Christmas Trees are relatively new – German people began to bring whole evergreen trees into their houses around the 1600's. It wasn’t until Prince Albert and Queen Victoria that Christmas came back to England, in the mid 1800's. Because Prince Albert was German, he brought the tradition of the Christmas tree with him, and set up the first one ever in England during his first Christmas there. Those pretty glass ornaments were originally all made in Germany.

Because much of the original United States was settled by Puritans, Christmas was for a long time outlawed in America, and even when it was no longer illegal, it wasn’t until Queen Victoria’s time that Christmas started getting popular. 150 years ago people were already complaining about the commercialization of the celebration of Jesus’ birth with present buying, Christmas trees, decorations, parties and so on.

But in the 1880's President Grover Cleveland had made Christmas a federal holiday, as it is to this very day.

If this post got you to thinking, please leave a comment and join the conversation


  1. This may be the ultimate example of Christians trying to claim something pagan for Christ (as in Abraham Kuyper "In the total expanse of human life there is not a single square inch of which the Christ, who alone is sovereign, does not declare, 'That is mine!'") only to have even their best intents corrupted by their own sinful natures and the pressures of the world.
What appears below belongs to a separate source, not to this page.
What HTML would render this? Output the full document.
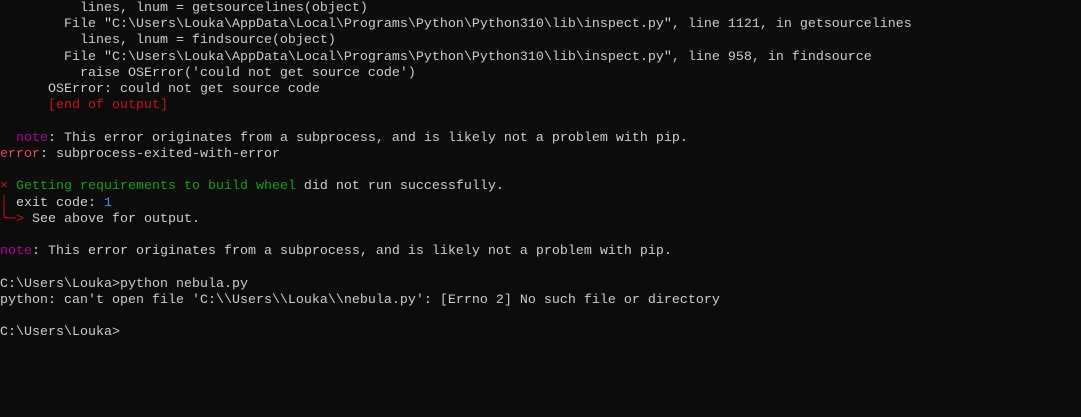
<!DOCTYPE html>
<html><head><style>
html,body{margin:0;padding:0;background:#0c0c0c;width:1081px;height:417px;overflow:hidden}
pre{margin:0;position:absolute;left:0;top:1px;font-family:"Liberation Mono",monospace;font-size:13.33px;line-height:16.22px;color:#cccccc}
.m{color:#b4009e}.r{color:#e74856}.g{color:#13a10e}.c{color:#3a96dd}.d{color:#c50f1f}
</style></head><body>
<pre>          lines, lnum = getsourcelines(object)
        File "C:\Users\Louka\AppData\Local\Programs\Python\Python310\lib\inspect.py", line 1121, in getsourcelines
          lines, lnum = findsource(object)
        File "C:\Users\Louka\AppData\Local\Programs\Python\Python310\lib\inspect.py", line 958, in findsource
          raise OSError('could not get source code')
      OSError: could not get source code
      <span class="d">[end of output]</span>

  <span class="m">note</span>: This error originates from a subprocess, and is likely not a problem with pip.
<span class="r">error</span>: subprocess-exited-with-error

<span class="d">×</span> <span class="g">Getting requirements to build wheel</span> did not run successfully.
<span class="d">│</span> exit code: <span class="c">1</span>
<span class="d">╰─&gt;</span> See above for output.

<span class="m">note</span>: This error originates from a subprocess, and is likely not a problem with pip.

C:\Users\Louka&gt;python nebula.py
python: can't open file 'C:\\Users\\Louka\\nebula.py': [Errno 2] No such file or directory

C:\Users\Louka&gt;</pre>
</body></html>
Does this mean that as believers we give up on spreading Christ into the darkness? Of course not. But it's challenging to know how to work these kinds of things out into everyday life, and how to bring them into the public arena in modern-day America.

  2. Yes, it is a challenge, I agree. I am totally for making everything in life sanctified to the Lord, but these things do carry temptation, especially when one is trying to coopt something for the Lord.